Только раз в день Констанция проявляла еле заметный интерес к окружающему. Это случалось, когда прибывали газеты из Ню-Йорка. Тогда она всегда первой оказывалась у газетного киоска, и мальчик привычно протягивал ей «Стар». Но никто никогда не видел, как она читает газету. Едва получив ее, женщина возвращалась в свой номер. Там она размышляла над первой страницей, читая и перечитывая каждый абзац в колонке частных объявлений. Иногда она пыталась прочесть их задом наперед или переставляя слова, будто в этих объявлениях могла скрываться некая шифровка.
День проходил за днем, и женщина начала выказывать признаки нетерпения и раздражения.
Наконец минуло почти две недели с тех пор, как супруги Данлап расстались в Нью-Йорке, и с каждым днем Констанцию все больше терзали тревога и страх. Что случилось с Карлтоном, почему он молчит?
В отчаянии Констанция сама дала по телеграфу объявление в газету: «Вестон. Телеграфируй мне в «Виды на океан». Истон».
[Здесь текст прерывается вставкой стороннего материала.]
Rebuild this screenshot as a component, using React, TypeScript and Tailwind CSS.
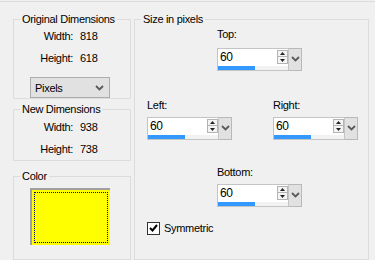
import React from "react";

function Chevron() {
  return (
    <svg width="9" height="6" viewBox="0 0 9 6" className="block">
      <path d="M1 1 L4.5 4.5 L8 1" fill="none" stroke="#5a5a5a" strokeWidth="1.8" />
    </svg>
  );
}

function Spin({ value }: { value: string }) {
  return (
    <div className="flex h-[23px] w-[85px]">
      <div className="flex w-[72px] flex-col border border-[#c4c4c4] bg-white">
        <div className="flex h-[17px]">
          <div className="flex-1 pl-[2px] pt-[1px] text-[12px] leading-[15px] text-black">{value}</div>
          <div className="flex w-[11px] flex-col pt-[1px]">
            <div className="flex h-[7px] items-center justify-center border border-[#b4b4b4] bg-[#f4f4f4]">
              <svg width="5" height="3" viewBox="0 0 5 3"><path d="M0 3 L2.5 0 L5 3Z" fill="#222" /></svg>
            </div>
            <div className="flex h-[7px] items-center justify-center border border-t-0 border-[#b4b4b4] bg-[#f4f4f4]">
              <svg width="5" height="3" viewBox="0 0 5 3"><path d="M0 0 L2.5 3 L5 0Z" fill="#222" /></svg>
            </div>
          </div>
        </div>
        <div className="flex h-[4px] bg-[#f2f2f2]">
          <div className="h-full w-[37px] bg-[#3399ff]" />
        </div>
      </div>
      <div className="flex w-[13px] justify-center border border-l-0 border-[#b9b9b9] bg-[#e1e1e1] pt-[7px]">
        <Chevron />
      </div>
    </div>
  );
}

function Row({ label, value }: { label: string; value: string }) {
  return (
    <div className="flex h-[22px] items-center">
      <span className="w-[59px] text-right">{label}</span>
      <span className="ml-[7px]">{value}</span>
    </div>
  );
}

export default function App() {
  return (
    <div
      className="h-[260px] w-[375px] overflow-hidden bg-[#f0f0f0] pt-px text-[11px] leading-[14px] tracking-[-0.3px] text-black"
      style={{ fontFamily: '"Liberation Sans", Arial, sans-serif' }}
    >
      <div className="flex h-[259px] border-t border-[#dcdcdc]">
        <div className="flex w-[131px] flex-col pl-[13px] pt-[10px]">
          <fieldset className="h-[92px] border border-[#dcdcdc]">
            <legend className="ml-[6px] whitespace-nowrap px-[2px]">Original Dimensions</legend>
            <div className="-mt-px">
              <Row label="Width:" value="818" />
              <Row label="Height:" value="618" />
            </div>
            <div className="ml-[16px] mt-[8px] flex h-[21px] w-[80px] items-center justify-between border border-[#adadad] bg-[#e1e1e1] pl-[4px] pr-[5px]">
              <span>Pixels</span>
              <Chevron />
            </div>
          </fieldset>
          <fieldset className="mt-[3px] h-[61px] border border-[#dcdcdc]">
            <legend className="ml-[6px] whitespace-nowrap px-[2px]">New Dimensions</legend>
            <div>
              <Row label="Width:" value="938" />
              <Row label="Height:" value="738" />
            </div>
          </fieldset>
          <fieldset className="mt-[8px] h-[100px] border border-[#dcdcdc]">
            <legend className="ml-[6px] px-[2px]">Color</legend>
            <div className="ml-[16px] mt-[5px] h-[57px] w-[80px] border-l-2 border-t-2 border-[#a0a0a0] bg-[#ffff00] p-[2px]">
              <div className="h-full w-full border border-dotted border-[#000080]" />
            </div>
          </fieldset>
        </div>
        <div className="flex flex-1 flex-col pl-[3px] pr-[6px] pt-[10px]">
          <fieldset className="h-[270px] border border-[#dcdcdc]">
            <legend className="ml-[6px] whitespace-nowrap px-[2px]">Size in pixels</legend>
            <div className="ml-[82px] mt-[1px] w-[85px]">
              <div>Top:</div>
              <div className="mt-[7px]">
                <Spin value="60" />
              </div>
            </div>
            <div className="ml-[12px] mt-[27px] flex">
              <div>
                <div>Left:</div>
                <div className="mt-[5px]">
                  <Spin value="60" />
                </div>
              </div>
              <div className="ml-[41px]">
                <div>Right:</div>
                <div className="mt-[5px]">
                  <Spin value="60" />
                </div>
              </div>
            </div>
            <div className="ml-[82px] mt-[25px] w-[85px]">
              <div>Bottom:</div>
              <div className="mt-[5px]">
                <Spin value="60" />
              </div>
            </div>
            <div className="ml-[12px] mt-[14px] flex items-center">
              <div className="flex h-[13px] w-[13px] items-center justify-center border border-[#333] bg-white">
                <svg width="9" height="8" viewBox="0 0 9 8"><path d="M1 4 L3.5 6.5 L8 1" fill="none" stroke="#000" strokeWidth="2" /></svg>
              </div>
              <span className="ml-[4px]">Symmetric</span>
            </div>
          </fieldset>
        </div>
      </div>
    </div>
  );
}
Три дня она ожидала ответа. Потом дала еще одно объявление. Но ответа по-прежнему не было, ни весточки, ни намека. Неужели его схватили?
Или преследователи подобрались так близко, что он не осмеливается ответить даже условленной шифровкой?
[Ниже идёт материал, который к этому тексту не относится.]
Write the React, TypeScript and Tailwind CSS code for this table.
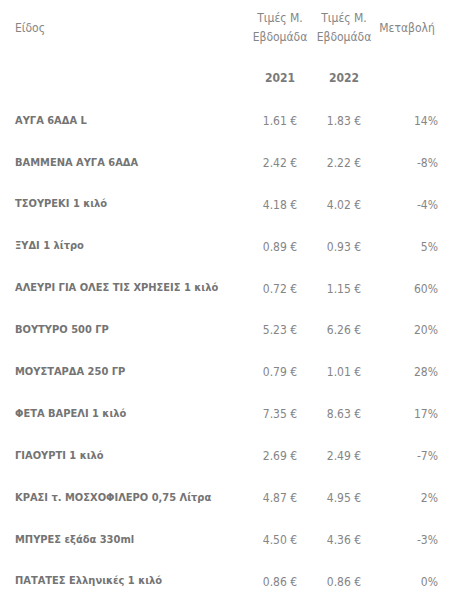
const rows = [
  { name: 'ΑΥΓΑ 6ΑΔΑ L', y2021: '1.61 €', y2022: '1.83 €', change: '14%' },
  { name: 'ΒΑΜΜΕΝΑ ΑΥΓΑ 6ΑΔΑ', y2021: '2.42 €', y2022: '2.22 €', change: '-8%' },
  { name: 'ΤΣΟΥΡΕΚΙ 1 κιλό', y2021: '4.18 €', y2022: '4.02 €', change: '-4%' },
  { name: 'ΞΥΔΙ 1 λίτρο', y2021: '0.89 €', y2022: '0.93 €', change: '5%' },
  { name: 'ΑΛΕΥΡΙ ΓΙΑ ΟΛΕΣ ΤΙΣ ΧΡΗΣΕΙΣ 1 κιλό', y2021: '0.72 €', y2022: '1.15 €', change: '60%' },
  { name: 'ΒΟΥΤΥΡΟ 500 ΓΡ', y2021: '5.23 €', y2022: '6.26 €', change: '20%' },
  { name: 'ΜΟΥΣΤΑΡΔΑ 250 ΓΡ', y2021: '0.79 €', y2022: '1.01 €', change: '28%' },
  { name: 'ΦΕΤΑ ΒΑΡΕΛΙ 1 κιλό', y2021: '7.35 €', y2022: '8.63 €', change: '17%' },
  { name: 'ΓΙΑΟΥΡΤΙ 1 κιλό', y2021: '2.69 €', y2022: '2.49 €', change: '-7%' },
  { name: 'ΚΡΑΣΙ τ. ΜΟΣΧΟΦΙΛΕΡΟ 0,75 Λίτρα', y2021: '4.87 €', y2022: '4.95 €', change: '2%' },
  { name: 'ΜΠΥΡΕΣ εξάδα 330ml', y2021: '4.50 €', y2022: '4.36 €', change: '-3%' },
  { name: 'ΠΑΤΑΤΕΣ Ελληνικές 1 κιλό', y2021: '0.86 €', y2022: '0.86 €', change: '0%' },
];

const cols = 'grid grid-cols-[233px_64px_64px_62px] items-center';

export default function App() {
  return (
    <div className="min-h-[601px] bg-white pl-[15px] font-['DejaVu_Sans_Condensed','DejaVu_Sans',sans-serif] text-[12px] text-[#858585]">
      <div className={`${cols} h-[56px] leading-[19px]`}>
        <div>Είδος</div>
        <div className="text-center">
          Τιμές Μ.
          <br />
          Εβδομάδα
        </div>
        <div className="text-center">
          Τιμές Μ.
          <br />
          Εβδομάδα
        </div>
        <div className="text-center">Μεταβολή</div>
      </div>
      <div className={`${cols} h-[44px]`}>
        <div />
        <div className="text-center font-bold text-[#7a7a7a]">2021</div>
        <div className="text-center font-bold text-[#7a7a7a]">2022</div>
        <div />
      </div>
      {rows.map((r) => (
        <div key={r.name} className={`${cols} h-[41.9px]`}>
          <div className="text-[11px] font-bold text-[#747474]">{r.name}</div>
          <div className="text-center">{r.y2021}</div>
          <div className="text-center">{r.y2022}</div>
          <div className="text-right">{r.change}</div>
        </div>
      ))}
    </div>
  );
}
Констанция взялась за скопившиеся у нее газеты и снова пробежала объявления, даже вернулась к номерам того дня, когда разлучилась с мужем. Может, она пропустила объявление? Но нет, не может быть, ведь она просматривала газеты десятки, сотни раз. Где же Карлтон? Почему он тем или иным образом не ответит на послание? Никто ее не преследовал. Неужели полиция сосредоточила все усилия на том, чтобы схватить Карлтона?
Констанция то и дело посещала газетный киоск в вестибюле хорошо оборудованного отеля, все больше интересуясь чтением газет. Теперь она читала все подряд, не только столбцы объявлений. Прошло две недели с тех пор, как супруги Данлап расстались в Нью-Йорке, отправившись каждый в свое путешествие.
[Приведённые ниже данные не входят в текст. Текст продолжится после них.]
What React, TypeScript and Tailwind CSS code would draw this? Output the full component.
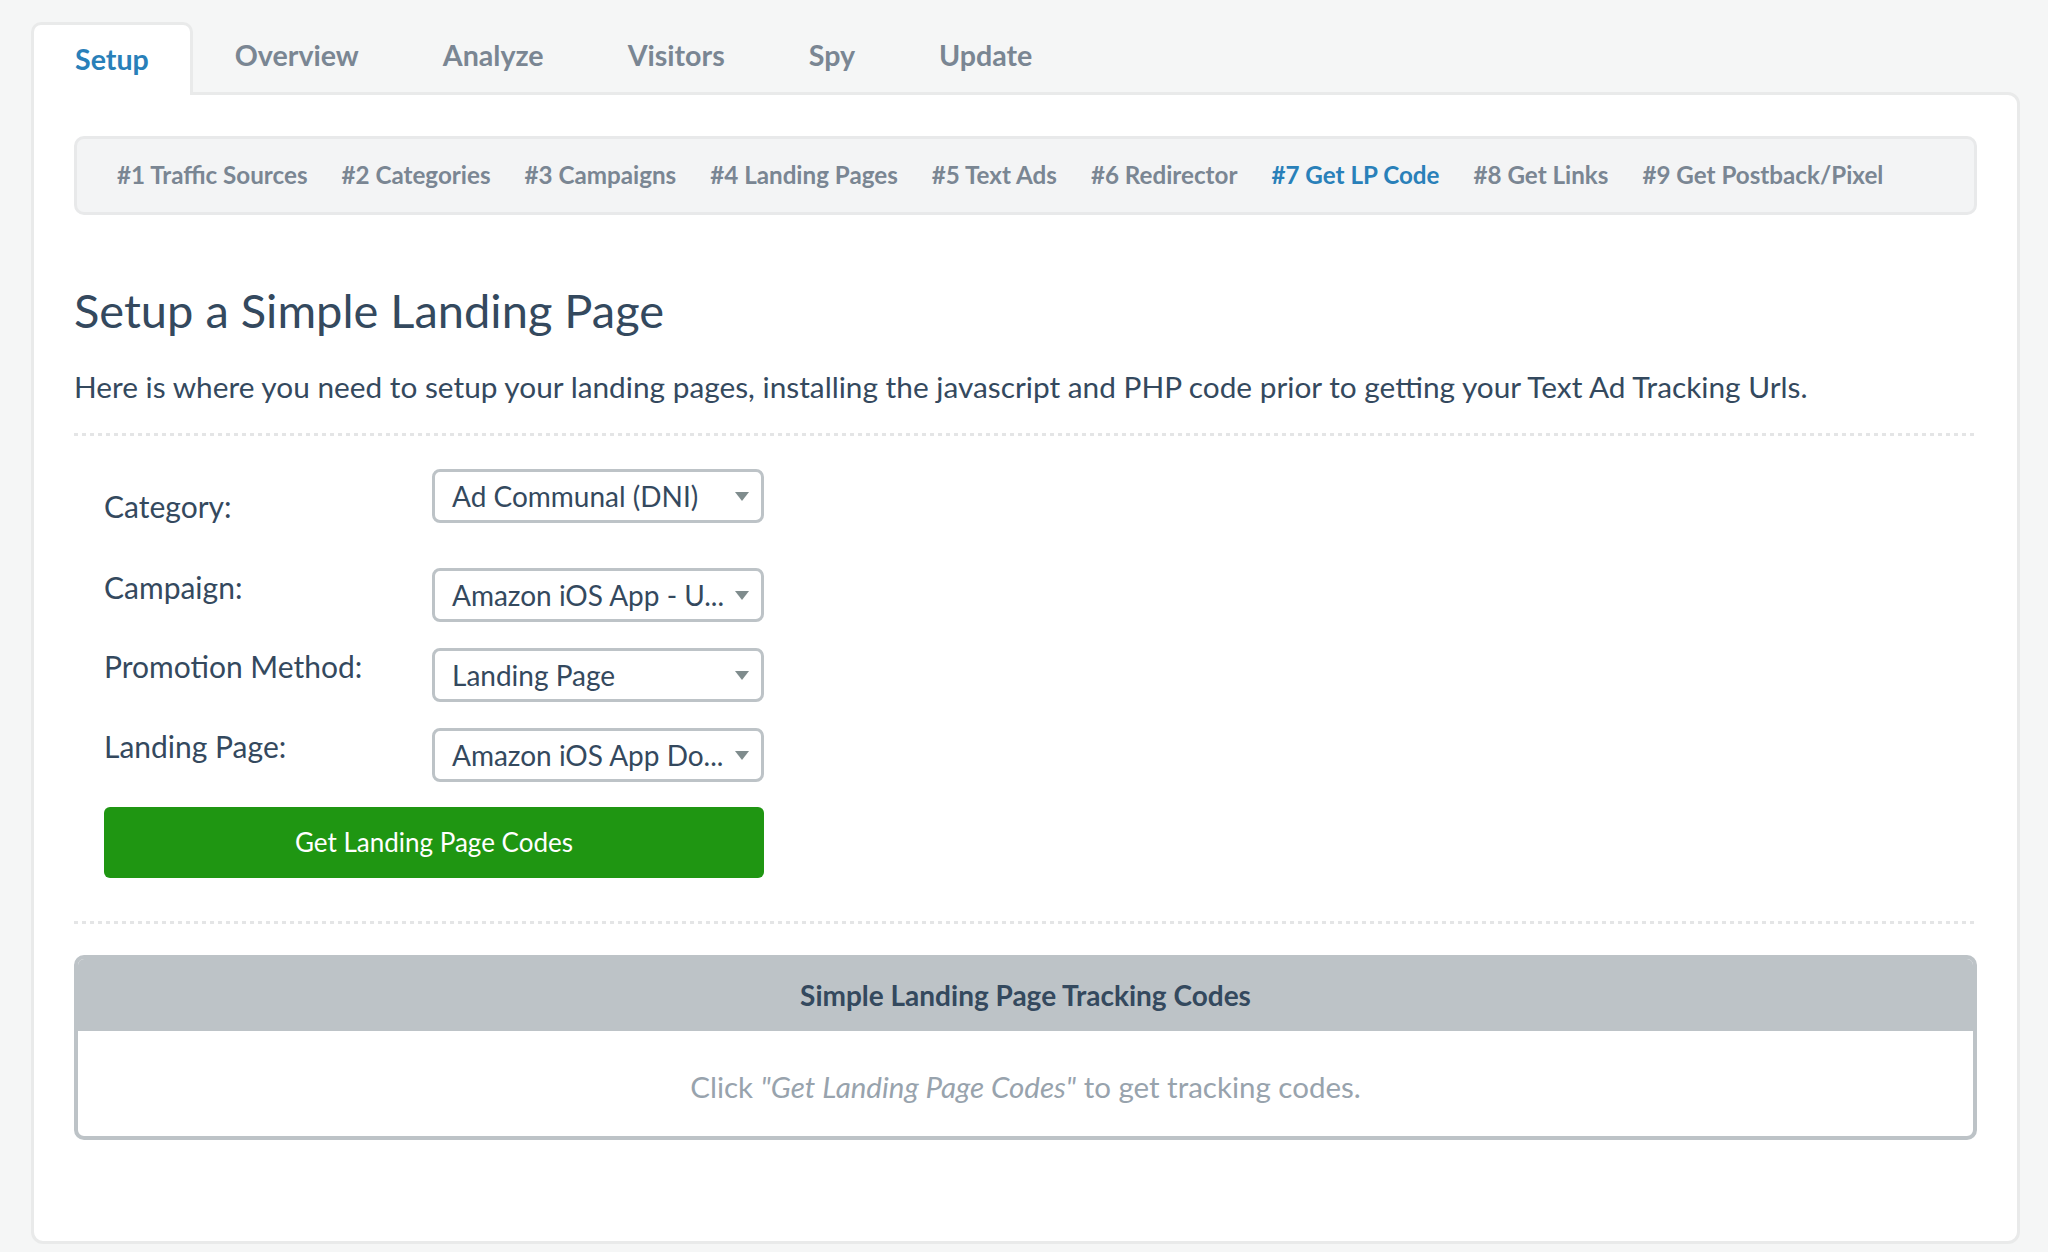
const TABS = ['Setup', 'Overview', 'Analyze', 'Visitors', 'Spy', 'Update'];

const STEPS = [
  '#1 Traffic Sources',
  '#2 Categories',
  '#3 Campaigns',
  '#4 Landing Pages',
  '#5 Text Ads',
  '#6 Redirector',
  '#7 Get LP Code',
  '#8 Get Links',
  '#9 Get Postback/Pixel',
];

function Caret() {
  return (
    <svg width="16" height="11" viewBox="0 0 16 11" className="shrink-0">
      <path d="M1 1h14L8 10z" fill="#7f8c8d" />
    </svg>
  );
}

function FakeSelect({ value }: { value: string }) {
  return (
    <div className="flex h-[54px] w-[332px] items-center justify-between rounded-[8px] border-[3px] border-[#bdc3c7] bg-white pl-[17px] pr-[11px] text-[28px] leading-[34px] text-[#34495e]">
      <span className="whitespace-nowrap">{value}</span>
      <Caret />
    </div>
  );
}

function Dots() {
  return <div className="h-[3px] w-full bg-[repeating-linear-gradient(90deg,#e4e5e6_0_4px,transparent_4px_8px)]" />;
}

export default function App() {
  return (
    <div className="min-h-screen bg-[#f5f6f6] pl-[31px] pr-[28px] pt-[22px] font-[Lato,sans-serif]">
      {/* main tabs */}
      <div className="flex items-start">
        {TABS.map((t, i) =>
          i === 0 ? (
            <div
              key={t}
              className="relative z-10 h-[73px] rounded-t-[10px] border-[3px] border-b-0 border-[#e9eaea] bg-white px-[41px] pt-[14px] text-[28.6px] font-bold leading-[40px] text-[#2980b9]"
            >
              {t}
            </div>
          ) : (
            <div
              key={t}
              className="h-[70px] border-[3px] border-b-0 border-transparent px-[39px] pt-[10px] text-[28.6px] font-bold leading-[40px] text-[#7a8693]"
            >
              {t}
            </div>
          )
        )}
      </div>

      {/* panel */}
      <div className="-mt-[3px] rounded-[12px] rounded-tl-none border-[3px] border-[#e9eaea] bg-white px-[40px] pb-[101px] pt-[41px]">
        {/* step nav */}
        <div className="flex gap-[34px] rounded-[10px] border-[3px] border-[#e8e9ea] bg-[#f3f4f5] pb-[21px] pl-[40px] pt-[20px] text-[24.2px] font-bold leading-[32px] text-[#7a8693]">
          {STEPS.map((s, i) => (
            <span key={s} className={i === 6 ? 'whitespace-nowrap text-[#2980b9]' : 'whitespace-nowrap'}>
              {s}
            </span>
          ))}
        </div>

        <h1 className="mt-[65px] text-[47px] font-normal leading-[60px] text-[#34495e]">Setup a Simple Landing Page</h1>
        <p className="mt-[27px] text-[29.8px] leading-[40px] text-[#34495e]">
          Here is where you need to setup your landing pages, installing the javascript and PHP code prior to getting your Text Ad Tracking Urls.
        </p>

        <div className="mt-[26px]">
          <Dots />
        </div>

        {/* form */}
        <div className="mt-[33px] pl-[30px] text-[30px] text-[#34495e]">
          <div className="flex items-start">
            <div className="w-[328px] pt-[20px] leading-[34px]">Category:</div>
            <FakeSelect value="Ad Communal (DNI)" />
          </div>
          <div className="mt-[45px] flex items-start">
            <div className="w-[328px] pt-[1px] leading-[36px]">Campaign:</div>
            <FakeSelect value="Amazon iOS App - U..." />
          </div>
          <div className="mt-[26px] flex items-start">
            <div className="w-[328px] leading-[36px]">Promotion Method:</div>
            <FakeSelect value="Landing Page" />
          </div>
          <div className="mt-[26px] flex items-start">
            <div className="w-[328px] leading-[36px]">Landing Page:</div>
            <FakeSelect value="Amazon iOS App Do..." />
          </div>
          <button className="mt-[25px] flex h-[71px] w-[660px] items-center justify-center rounded-[6px] bg-[#1f9612] text-[26px] text-white">
            Get Landing Page Codes
          </button>
        </div>

        <div className="mt-[43px]">
          <Dots />
        </div>

        {/* tracking codes box */}
        <div className="mt-[31px] overflow-hidden rounded-[10px] border-[4px] border-[#bdc3c7]">
          <div className="flex h-[72px] items-center justify-center bg-[#bdc3c7] text-[28px] font-bold text-[#34495e]">
            Simple Landing Page Tracking Codes
          </div>
          <div className="flex h-[105px] items-center justify-center pt-[7px] text-[29.5px] text-[#98a3ad]">
            <span>
              Click <i>"Get Landing Page Codes"</i> to get tracking codes.
            </span>
          </div>
        </div>
      </div>
    </div>
  );
}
И вот на исходе еще одного пустого дня Констанция подошла к газетному киоску и начала привычно проглядывать выпуски вечерних газет. Жирные черные буквы заголовка бросились ей в глаза: «Преступник, подделывавший чеки, совершил самоубийство».
С трудом подавив короткий вскрик, Констанция схватила газету. Там была фотография Карлтона. В статье упоминалось его имя. Он застрелился в номере отеля в Сент-Луисе.
Констанция пробежала взглядом колонку; буквы прыгали перед ее глазами. Жирным шрифтом был напечатан текст найденного при нем письма: «Дорогая Констанция, когда ты это прочтешь, я буду уже там, где не смогу больше причинить тебе боль. Нет слов, чтобы выразить, как я сожалею, что вводил тебя в заблуждение, что обманывал тебя. Своим последним поступком я подтверждаю, что я — растратчик и подделыватель чеков. Прости меня за все. Я не мог рассказать тебе в лицо о двойной жизни, которую вел, поэтому отослал тебя и уехал сам. Может быть, Господь сжалится над душой твоего преданного мужа, Карлтона Данлапа».
Констанция снова и снова перечитывала эти слова, вцепившись в край прилавка газетного киоска, чтобы не упасть в обморок. «Вводил тебя в заблуждение и обманывал», «о двойной жизни, которую вел»… Что он имел в виду? Неужели он все же что-то от нее скрывал? Неужели у него и вправду была другая женщина?
Внезапно ее осенило, она поняла правду. Карлтона выследили, почти настигли — а ее не было с мужем, чтобы помочь спастись. Он решил, что другого выхода нет, и своим последним поступком принял все на себя, доблестно прикрыв ее от наказания, распахнув перед ней единственную дверь к спасению.